C’est là que le bât blesse : La limitation du dioxyde de carbone à l’échelle de la planète aurait également un effet sur le climat et sur bien d’autres choses, notamment sur la vie animale et végétale. Mais quels seraient ces effets ? Personne ne le sait. Et personne ne sait s’ils seraient bons ou mauvais. Ils pourraient être très néfastes si, comme le supposent certains scientifiques, nous entrons dans une période de quiescence solaire et de températures beaucoup plus froides.

L’accent est mis sur « personne ne sait ». Si nous savions ce qui se serait passé, nos modèles auraient fonctionné. Comme ils n’ont pas fonctionné, nous ne pouvons pas prétendre savoir quels seraient les effets des ajouts ou des suppressions de dioxyde de carbone (dans les limites des actions humaines possibles).
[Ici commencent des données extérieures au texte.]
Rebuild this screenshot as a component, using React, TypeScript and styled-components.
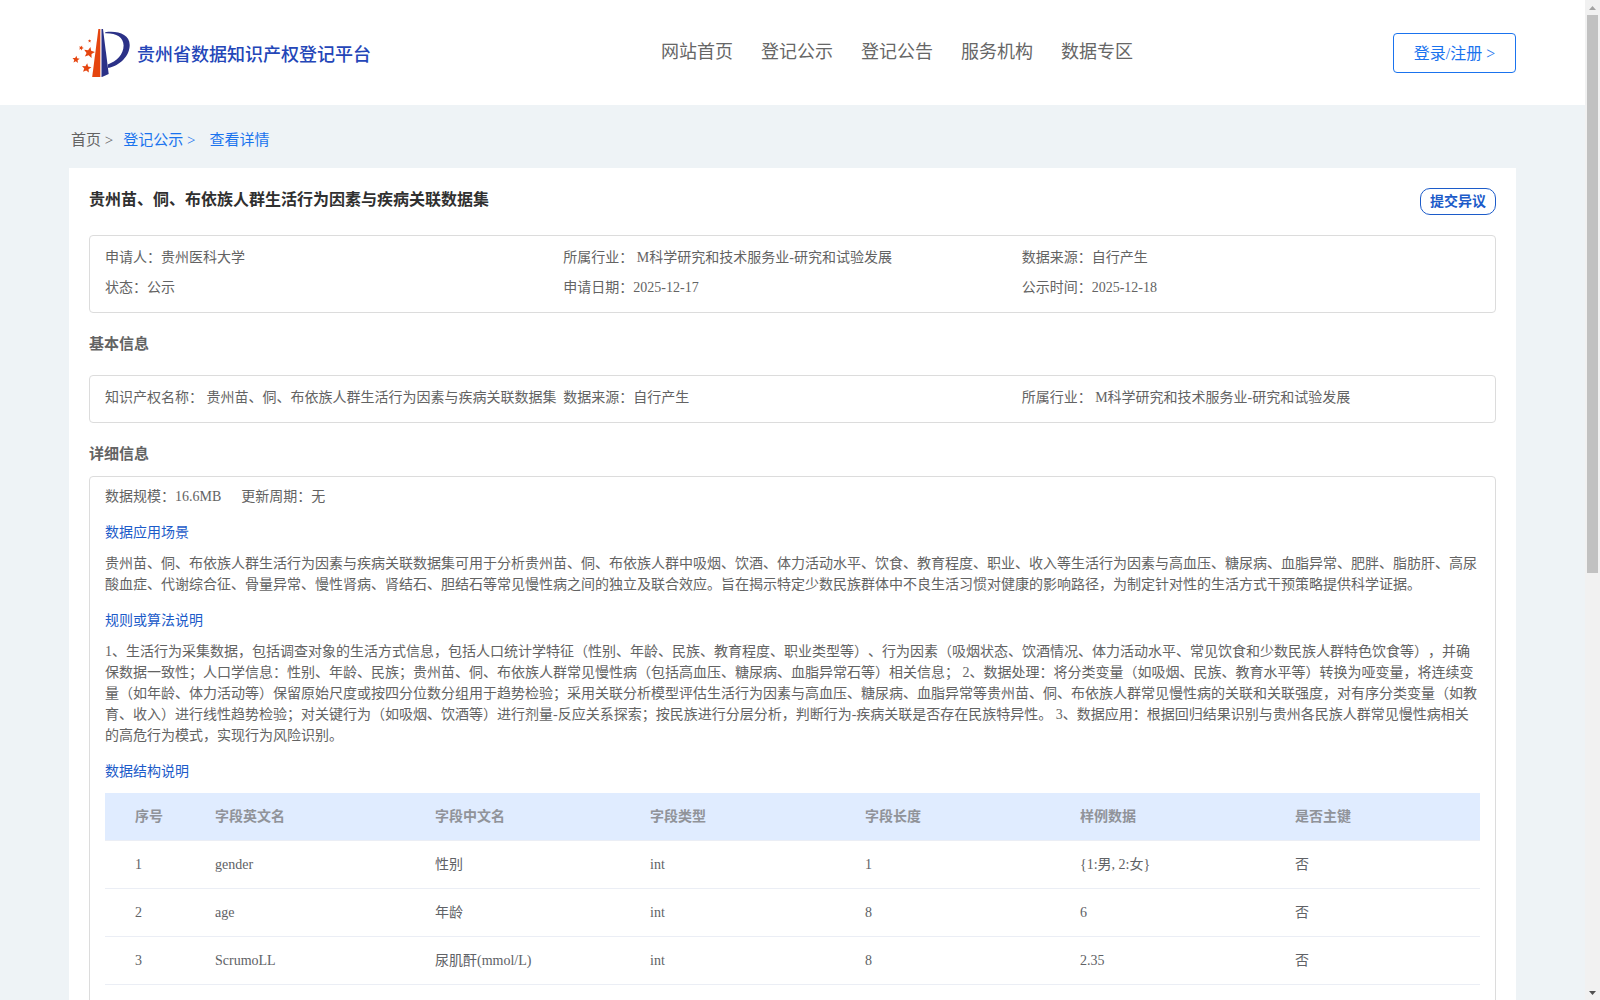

Si nous voulons savoir quelle est la meilleure voie à suivre, nous devons d’abord comprendre les véritables moteurs du climat et les incertitudes qui en découlent. Nous devons également avoir une bien meilleure idée de ce que cela entraînerait comme changements dans le comportement humain. Nous manquons de ces deux éléments.

Le principe de précaution pourrait tout aussi bien être utilisé pour justifier l’inaction, voire l’augmentation de notre production de dioxyde de carbone.

Ou pour se prémunir contre les petits hommes verts en colère.